What you will do: Check each line of the data below for the word "styles", then extract the ones that have it.

-- Start --

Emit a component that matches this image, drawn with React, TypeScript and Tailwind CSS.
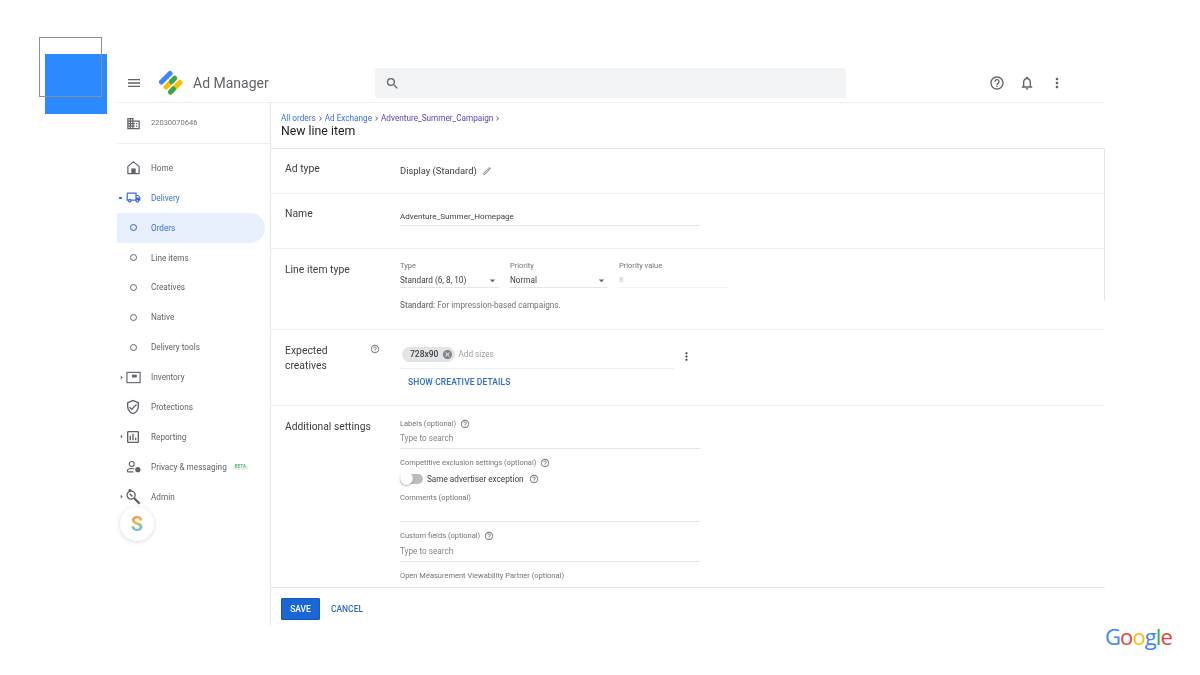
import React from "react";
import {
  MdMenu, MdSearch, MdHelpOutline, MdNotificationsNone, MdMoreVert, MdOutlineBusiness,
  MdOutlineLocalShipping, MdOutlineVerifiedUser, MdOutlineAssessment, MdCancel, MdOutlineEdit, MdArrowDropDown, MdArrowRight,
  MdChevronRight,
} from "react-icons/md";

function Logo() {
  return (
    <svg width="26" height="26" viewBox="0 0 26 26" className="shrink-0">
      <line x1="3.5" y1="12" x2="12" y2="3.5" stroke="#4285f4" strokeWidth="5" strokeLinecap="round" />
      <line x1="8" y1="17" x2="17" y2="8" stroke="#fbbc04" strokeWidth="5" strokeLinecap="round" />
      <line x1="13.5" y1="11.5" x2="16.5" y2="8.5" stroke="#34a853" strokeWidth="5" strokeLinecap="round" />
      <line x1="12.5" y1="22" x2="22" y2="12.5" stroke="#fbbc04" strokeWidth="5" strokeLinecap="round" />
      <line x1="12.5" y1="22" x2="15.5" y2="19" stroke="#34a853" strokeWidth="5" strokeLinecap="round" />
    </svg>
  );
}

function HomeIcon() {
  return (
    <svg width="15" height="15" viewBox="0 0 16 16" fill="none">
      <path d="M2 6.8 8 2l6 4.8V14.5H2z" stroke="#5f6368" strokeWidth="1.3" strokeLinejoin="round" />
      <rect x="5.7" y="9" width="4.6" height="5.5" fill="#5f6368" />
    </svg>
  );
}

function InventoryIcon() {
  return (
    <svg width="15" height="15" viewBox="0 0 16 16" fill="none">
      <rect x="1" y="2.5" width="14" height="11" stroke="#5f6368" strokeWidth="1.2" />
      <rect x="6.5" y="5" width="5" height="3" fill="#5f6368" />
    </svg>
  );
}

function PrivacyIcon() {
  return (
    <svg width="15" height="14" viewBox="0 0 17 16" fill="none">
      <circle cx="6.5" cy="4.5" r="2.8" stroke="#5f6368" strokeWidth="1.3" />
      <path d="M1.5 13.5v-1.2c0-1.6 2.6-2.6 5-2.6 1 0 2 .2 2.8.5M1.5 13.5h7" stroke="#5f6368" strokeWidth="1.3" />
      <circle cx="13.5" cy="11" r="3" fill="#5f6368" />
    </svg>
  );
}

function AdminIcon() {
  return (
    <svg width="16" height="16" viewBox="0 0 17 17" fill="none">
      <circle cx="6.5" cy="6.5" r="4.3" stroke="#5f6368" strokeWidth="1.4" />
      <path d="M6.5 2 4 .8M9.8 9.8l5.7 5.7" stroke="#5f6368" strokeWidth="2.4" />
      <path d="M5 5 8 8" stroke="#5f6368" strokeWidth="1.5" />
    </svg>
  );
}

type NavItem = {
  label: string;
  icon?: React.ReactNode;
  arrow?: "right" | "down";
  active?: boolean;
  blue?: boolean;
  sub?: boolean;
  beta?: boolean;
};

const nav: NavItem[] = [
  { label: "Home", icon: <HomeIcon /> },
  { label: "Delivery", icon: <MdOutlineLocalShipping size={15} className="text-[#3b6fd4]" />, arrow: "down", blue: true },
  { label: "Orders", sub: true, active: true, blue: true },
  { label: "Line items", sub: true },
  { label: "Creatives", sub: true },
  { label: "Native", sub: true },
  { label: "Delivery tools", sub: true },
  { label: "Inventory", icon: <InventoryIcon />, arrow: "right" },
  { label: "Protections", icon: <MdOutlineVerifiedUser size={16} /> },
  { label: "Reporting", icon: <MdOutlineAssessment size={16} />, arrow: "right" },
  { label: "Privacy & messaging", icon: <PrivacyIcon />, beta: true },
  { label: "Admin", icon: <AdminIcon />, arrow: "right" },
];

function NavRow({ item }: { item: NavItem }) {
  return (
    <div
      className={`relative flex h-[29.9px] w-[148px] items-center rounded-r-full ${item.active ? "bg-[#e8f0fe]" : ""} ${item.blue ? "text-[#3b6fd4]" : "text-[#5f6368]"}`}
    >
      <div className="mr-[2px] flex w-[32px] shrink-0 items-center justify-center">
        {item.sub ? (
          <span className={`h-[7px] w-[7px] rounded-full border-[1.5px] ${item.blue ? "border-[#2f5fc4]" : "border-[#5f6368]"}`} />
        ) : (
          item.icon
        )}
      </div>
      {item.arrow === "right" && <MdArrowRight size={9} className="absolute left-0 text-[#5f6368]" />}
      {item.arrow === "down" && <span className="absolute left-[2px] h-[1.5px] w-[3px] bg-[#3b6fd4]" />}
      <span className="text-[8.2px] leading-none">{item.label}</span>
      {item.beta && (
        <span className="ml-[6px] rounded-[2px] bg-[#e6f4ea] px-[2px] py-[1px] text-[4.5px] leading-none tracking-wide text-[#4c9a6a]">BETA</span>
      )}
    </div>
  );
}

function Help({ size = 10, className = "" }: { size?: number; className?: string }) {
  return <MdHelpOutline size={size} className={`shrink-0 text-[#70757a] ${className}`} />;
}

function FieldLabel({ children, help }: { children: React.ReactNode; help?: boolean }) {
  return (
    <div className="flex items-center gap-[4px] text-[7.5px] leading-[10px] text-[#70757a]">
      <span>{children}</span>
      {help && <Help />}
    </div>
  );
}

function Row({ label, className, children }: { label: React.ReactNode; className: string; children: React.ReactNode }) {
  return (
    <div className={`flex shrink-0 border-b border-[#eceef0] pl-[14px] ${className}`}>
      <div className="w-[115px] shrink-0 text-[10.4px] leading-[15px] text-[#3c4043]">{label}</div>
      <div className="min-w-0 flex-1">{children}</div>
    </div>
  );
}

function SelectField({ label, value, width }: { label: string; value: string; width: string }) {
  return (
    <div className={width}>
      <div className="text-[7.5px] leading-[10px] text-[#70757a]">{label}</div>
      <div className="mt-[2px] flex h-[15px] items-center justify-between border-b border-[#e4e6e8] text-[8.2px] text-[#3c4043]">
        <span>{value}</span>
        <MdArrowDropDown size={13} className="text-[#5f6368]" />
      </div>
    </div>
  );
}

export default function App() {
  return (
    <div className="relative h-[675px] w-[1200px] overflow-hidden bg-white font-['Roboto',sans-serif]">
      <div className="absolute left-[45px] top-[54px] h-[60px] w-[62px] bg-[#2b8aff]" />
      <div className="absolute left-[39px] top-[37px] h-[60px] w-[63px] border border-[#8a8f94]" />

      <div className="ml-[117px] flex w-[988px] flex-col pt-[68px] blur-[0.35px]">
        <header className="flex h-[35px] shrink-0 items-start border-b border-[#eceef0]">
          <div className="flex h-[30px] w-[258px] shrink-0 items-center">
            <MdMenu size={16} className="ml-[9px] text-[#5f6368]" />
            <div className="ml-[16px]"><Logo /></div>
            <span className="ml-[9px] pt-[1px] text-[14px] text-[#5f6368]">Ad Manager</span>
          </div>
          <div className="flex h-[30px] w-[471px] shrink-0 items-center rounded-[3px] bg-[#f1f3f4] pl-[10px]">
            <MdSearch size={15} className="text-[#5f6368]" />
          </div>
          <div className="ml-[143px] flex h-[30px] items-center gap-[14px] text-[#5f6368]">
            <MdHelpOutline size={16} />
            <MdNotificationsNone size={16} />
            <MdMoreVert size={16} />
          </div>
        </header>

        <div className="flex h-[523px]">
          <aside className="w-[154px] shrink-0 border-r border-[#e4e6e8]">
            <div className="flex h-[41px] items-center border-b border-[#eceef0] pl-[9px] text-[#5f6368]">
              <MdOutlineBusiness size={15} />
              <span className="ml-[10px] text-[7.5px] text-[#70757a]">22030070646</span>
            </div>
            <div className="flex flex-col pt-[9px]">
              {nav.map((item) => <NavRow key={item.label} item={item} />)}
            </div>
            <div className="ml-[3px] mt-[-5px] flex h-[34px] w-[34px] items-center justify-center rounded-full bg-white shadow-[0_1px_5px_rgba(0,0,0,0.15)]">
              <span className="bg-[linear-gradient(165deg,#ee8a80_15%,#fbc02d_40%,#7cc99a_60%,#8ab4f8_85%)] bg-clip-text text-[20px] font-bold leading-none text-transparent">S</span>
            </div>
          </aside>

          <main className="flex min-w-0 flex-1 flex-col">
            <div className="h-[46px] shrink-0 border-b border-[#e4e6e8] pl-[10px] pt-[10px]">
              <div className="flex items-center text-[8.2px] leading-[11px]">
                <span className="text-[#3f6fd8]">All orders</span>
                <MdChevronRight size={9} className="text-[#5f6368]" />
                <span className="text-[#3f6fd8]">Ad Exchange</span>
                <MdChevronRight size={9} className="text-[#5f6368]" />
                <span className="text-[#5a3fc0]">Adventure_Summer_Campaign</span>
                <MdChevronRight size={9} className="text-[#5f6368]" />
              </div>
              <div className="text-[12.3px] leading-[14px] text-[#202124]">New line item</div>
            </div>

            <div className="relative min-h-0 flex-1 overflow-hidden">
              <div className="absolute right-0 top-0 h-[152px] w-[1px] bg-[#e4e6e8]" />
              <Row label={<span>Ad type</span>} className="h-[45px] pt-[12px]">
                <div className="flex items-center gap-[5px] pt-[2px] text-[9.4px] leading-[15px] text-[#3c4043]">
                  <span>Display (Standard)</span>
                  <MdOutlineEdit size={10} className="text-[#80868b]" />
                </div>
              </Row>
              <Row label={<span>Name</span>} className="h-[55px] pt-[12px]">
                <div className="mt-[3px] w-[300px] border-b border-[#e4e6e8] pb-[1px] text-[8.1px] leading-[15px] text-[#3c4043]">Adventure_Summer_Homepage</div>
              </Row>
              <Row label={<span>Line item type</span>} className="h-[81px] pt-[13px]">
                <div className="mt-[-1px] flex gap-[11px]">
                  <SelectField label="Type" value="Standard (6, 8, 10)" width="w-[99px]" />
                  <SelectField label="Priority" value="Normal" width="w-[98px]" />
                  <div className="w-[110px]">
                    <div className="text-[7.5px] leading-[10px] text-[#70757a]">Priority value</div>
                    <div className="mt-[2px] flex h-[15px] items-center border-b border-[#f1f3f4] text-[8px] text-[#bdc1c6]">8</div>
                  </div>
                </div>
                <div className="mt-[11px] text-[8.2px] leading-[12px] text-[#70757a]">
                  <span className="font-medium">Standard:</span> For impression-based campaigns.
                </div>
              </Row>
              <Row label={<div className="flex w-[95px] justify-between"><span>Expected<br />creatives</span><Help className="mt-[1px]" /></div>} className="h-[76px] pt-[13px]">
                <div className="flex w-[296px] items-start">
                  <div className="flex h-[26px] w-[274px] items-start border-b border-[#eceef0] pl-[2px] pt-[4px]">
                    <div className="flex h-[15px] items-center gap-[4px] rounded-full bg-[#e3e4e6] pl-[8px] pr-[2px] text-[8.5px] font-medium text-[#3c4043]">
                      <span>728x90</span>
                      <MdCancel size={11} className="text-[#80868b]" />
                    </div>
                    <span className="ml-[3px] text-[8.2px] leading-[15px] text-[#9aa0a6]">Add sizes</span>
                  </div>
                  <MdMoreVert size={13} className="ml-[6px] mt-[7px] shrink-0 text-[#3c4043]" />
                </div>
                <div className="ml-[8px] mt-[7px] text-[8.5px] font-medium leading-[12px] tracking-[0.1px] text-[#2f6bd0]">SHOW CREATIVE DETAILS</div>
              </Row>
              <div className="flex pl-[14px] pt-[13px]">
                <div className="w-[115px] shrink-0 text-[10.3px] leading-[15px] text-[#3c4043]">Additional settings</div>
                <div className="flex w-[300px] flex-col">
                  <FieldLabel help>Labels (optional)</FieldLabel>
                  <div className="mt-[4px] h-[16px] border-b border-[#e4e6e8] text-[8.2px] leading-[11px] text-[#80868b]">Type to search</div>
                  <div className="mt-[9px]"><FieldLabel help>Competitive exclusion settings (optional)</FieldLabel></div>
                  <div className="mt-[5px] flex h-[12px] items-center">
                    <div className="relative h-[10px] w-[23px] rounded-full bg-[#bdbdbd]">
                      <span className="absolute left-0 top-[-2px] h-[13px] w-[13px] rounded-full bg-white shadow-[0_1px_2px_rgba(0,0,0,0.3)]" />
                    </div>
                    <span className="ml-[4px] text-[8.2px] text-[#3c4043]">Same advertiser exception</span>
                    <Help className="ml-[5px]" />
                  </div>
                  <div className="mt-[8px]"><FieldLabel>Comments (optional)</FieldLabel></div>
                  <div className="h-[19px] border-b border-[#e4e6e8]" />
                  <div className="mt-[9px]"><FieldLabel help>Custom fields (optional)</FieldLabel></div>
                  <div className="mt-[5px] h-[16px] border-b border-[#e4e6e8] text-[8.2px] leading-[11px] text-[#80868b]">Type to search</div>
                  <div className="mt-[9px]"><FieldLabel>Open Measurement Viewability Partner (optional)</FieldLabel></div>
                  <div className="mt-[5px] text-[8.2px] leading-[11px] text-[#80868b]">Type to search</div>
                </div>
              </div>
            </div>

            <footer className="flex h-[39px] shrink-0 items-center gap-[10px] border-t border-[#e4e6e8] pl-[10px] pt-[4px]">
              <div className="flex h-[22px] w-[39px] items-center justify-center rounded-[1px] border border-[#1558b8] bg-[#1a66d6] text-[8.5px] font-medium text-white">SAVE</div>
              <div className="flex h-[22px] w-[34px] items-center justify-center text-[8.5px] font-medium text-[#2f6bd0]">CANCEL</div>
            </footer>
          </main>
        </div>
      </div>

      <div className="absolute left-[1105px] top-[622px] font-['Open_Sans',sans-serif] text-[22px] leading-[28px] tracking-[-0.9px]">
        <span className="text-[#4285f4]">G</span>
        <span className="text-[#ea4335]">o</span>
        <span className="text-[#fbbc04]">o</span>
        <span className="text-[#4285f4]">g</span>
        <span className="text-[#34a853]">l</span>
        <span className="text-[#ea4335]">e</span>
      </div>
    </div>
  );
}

-- End --
-- Start --

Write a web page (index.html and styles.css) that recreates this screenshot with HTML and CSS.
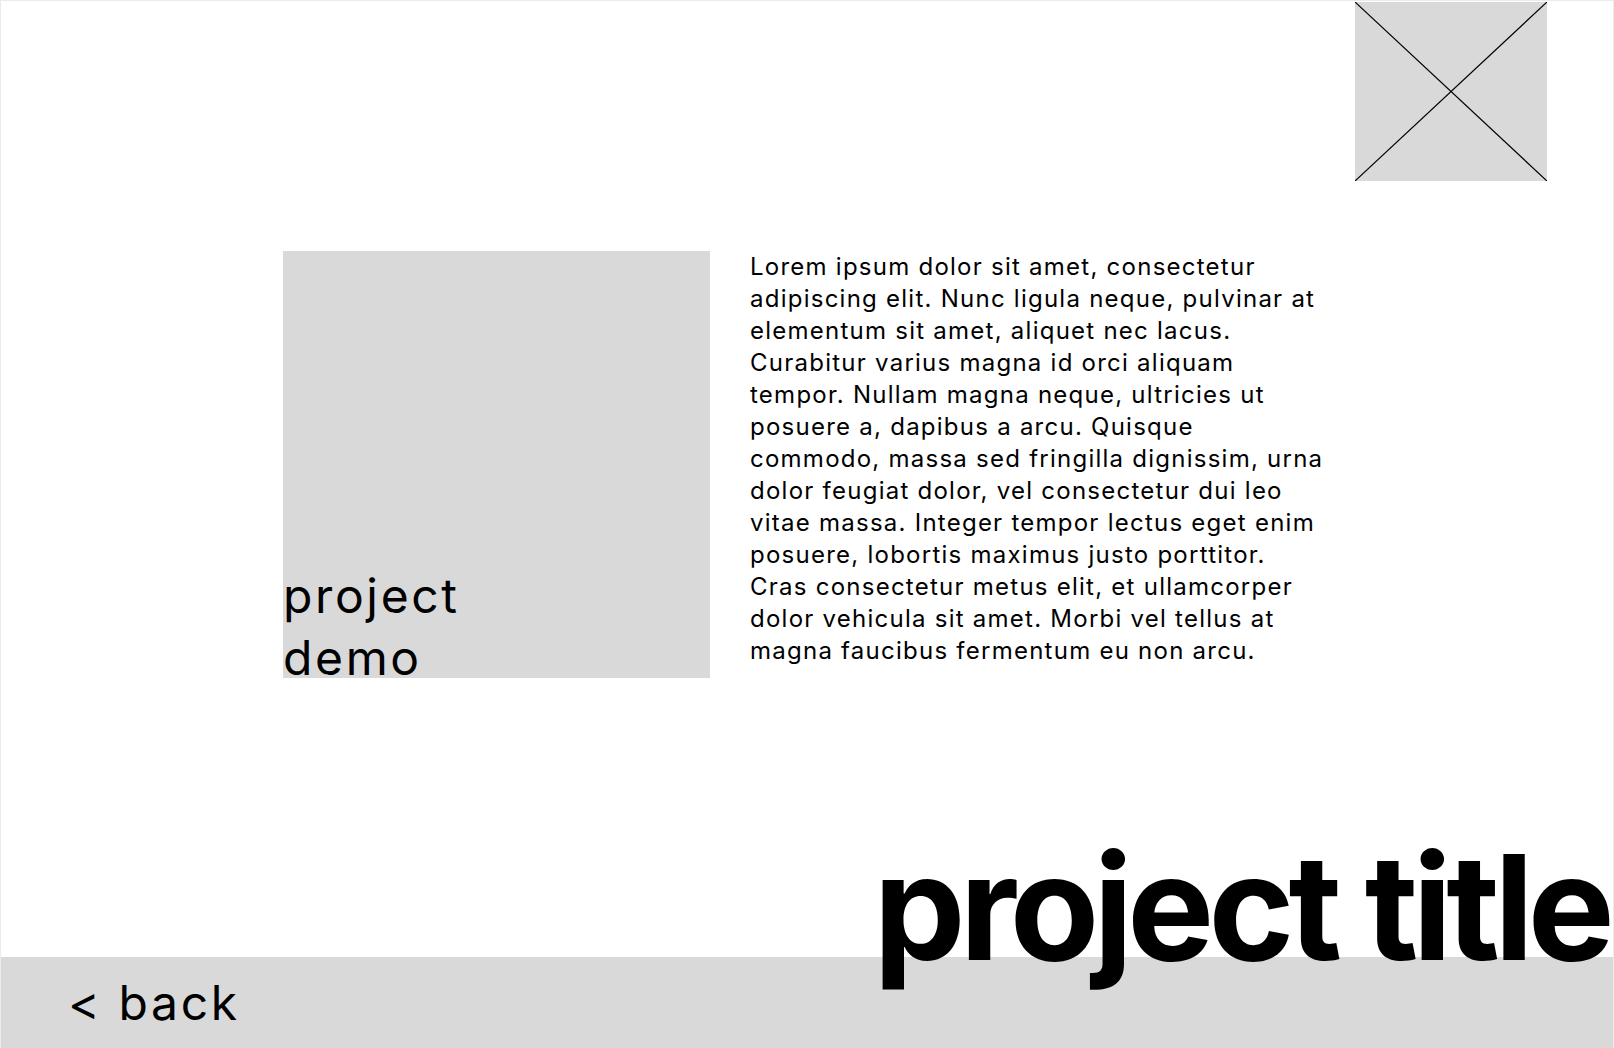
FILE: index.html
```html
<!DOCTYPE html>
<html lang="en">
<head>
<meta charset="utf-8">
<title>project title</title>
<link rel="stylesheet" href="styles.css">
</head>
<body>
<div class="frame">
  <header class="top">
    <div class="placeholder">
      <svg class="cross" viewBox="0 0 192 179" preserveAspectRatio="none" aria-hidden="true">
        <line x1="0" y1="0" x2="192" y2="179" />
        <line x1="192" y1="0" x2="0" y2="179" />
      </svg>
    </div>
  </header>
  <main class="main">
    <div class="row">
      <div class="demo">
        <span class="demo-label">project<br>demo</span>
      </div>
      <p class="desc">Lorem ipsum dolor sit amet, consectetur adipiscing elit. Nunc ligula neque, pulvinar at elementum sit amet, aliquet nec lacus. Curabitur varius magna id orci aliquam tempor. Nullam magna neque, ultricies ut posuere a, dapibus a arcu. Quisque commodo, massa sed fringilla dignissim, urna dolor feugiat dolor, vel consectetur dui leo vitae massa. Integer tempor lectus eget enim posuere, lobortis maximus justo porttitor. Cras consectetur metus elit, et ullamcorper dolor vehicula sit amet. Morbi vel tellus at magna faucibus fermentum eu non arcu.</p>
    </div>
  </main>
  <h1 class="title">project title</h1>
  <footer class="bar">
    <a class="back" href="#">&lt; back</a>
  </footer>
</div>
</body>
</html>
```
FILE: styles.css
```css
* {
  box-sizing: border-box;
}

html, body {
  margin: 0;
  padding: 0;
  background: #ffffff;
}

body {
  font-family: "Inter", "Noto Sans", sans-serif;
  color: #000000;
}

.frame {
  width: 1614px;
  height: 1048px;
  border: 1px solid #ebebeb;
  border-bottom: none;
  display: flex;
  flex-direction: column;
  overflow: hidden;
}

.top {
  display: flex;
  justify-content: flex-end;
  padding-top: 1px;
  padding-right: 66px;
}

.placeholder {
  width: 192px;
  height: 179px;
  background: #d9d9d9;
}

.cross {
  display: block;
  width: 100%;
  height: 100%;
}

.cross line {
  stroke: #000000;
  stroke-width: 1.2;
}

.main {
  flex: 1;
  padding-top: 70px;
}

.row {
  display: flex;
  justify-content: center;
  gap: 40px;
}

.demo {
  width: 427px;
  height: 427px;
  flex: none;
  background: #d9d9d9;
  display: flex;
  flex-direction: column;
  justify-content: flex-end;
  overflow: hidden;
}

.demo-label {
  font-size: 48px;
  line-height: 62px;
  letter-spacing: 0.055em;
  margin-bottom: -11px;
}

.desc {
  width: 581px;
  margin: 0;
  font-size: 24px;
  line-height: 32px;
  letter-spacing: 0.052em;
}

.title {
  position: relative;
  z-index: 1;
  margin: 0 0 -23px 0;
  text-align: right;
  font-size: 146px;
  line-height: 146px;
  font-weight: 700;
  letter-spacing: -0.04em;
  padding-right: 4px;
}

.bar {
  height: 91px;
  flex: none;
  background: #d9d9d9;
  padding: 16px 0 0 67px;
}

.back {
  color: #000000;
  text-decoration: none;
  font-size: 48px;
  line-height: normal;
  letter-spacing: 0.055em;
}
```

-- End --
-- Start --

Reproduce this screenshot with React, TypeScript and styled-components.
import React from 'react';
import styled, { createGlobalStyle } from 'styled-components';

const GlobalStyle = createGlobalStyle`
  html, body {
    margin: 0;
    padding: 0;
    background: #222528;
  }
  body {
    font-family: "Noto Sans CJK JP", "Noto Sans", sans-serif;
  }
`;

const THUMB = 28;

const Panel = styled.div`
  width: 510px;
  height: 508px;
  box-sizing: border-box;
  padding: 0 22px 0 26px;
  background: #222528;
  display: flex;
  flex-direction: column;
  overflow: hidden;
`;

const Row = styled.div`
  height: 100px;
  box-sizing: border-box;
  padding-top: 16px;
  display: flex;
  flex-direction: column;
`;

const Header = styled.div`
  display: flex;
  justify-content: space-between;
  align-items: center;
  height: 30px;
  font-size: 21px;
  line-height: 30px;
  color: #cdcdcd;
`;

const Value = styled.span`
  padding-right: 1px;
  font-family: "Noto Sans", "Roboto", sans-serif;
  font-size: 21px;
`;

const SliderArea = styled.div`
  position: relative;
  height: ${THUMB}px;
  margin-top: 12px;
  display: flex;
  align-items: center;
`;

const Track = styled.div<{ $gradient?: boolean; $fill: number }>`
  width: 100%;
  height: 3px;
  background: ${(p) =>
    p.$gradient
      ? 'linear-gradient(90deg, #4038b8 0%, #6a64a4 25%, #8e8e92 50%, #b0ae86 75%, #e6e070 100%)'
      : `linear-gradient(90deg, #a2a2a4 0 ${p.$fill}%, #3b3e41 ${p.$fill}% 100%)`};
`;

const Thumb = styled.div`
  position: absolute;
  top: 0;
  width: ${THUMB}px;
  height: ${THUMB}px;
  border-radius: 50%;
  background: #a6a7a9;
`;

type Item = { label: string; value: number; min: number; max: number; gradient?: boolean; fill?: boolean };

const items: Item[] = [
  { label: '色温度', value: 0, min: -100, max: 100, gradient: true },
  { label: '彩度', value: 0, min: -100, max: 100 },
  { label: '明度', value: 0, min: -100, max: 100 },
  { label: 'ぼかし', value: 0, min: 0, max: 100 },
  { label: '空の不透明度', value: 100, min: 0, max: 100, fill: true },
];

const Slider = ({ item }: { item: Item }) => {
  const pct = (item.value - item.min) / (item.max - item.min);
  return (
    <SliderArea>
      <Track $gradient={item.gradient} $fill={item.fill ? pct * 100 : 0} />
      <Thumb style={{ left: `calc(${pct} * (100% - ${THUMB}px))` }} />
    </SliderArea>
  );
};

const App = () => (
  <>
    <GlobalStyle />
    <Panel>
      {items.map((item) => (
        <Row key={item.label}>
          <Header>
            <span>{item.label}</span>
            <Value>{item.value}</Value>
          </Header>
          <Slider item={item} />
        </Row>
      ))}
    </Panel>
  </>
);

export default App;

-- End --

Result:
Write a web page (index.html and styles.css) that recreates this screenshot with HTML and CSS.
<link rel="stylesheet" href="styles.css">
FILE: styles.css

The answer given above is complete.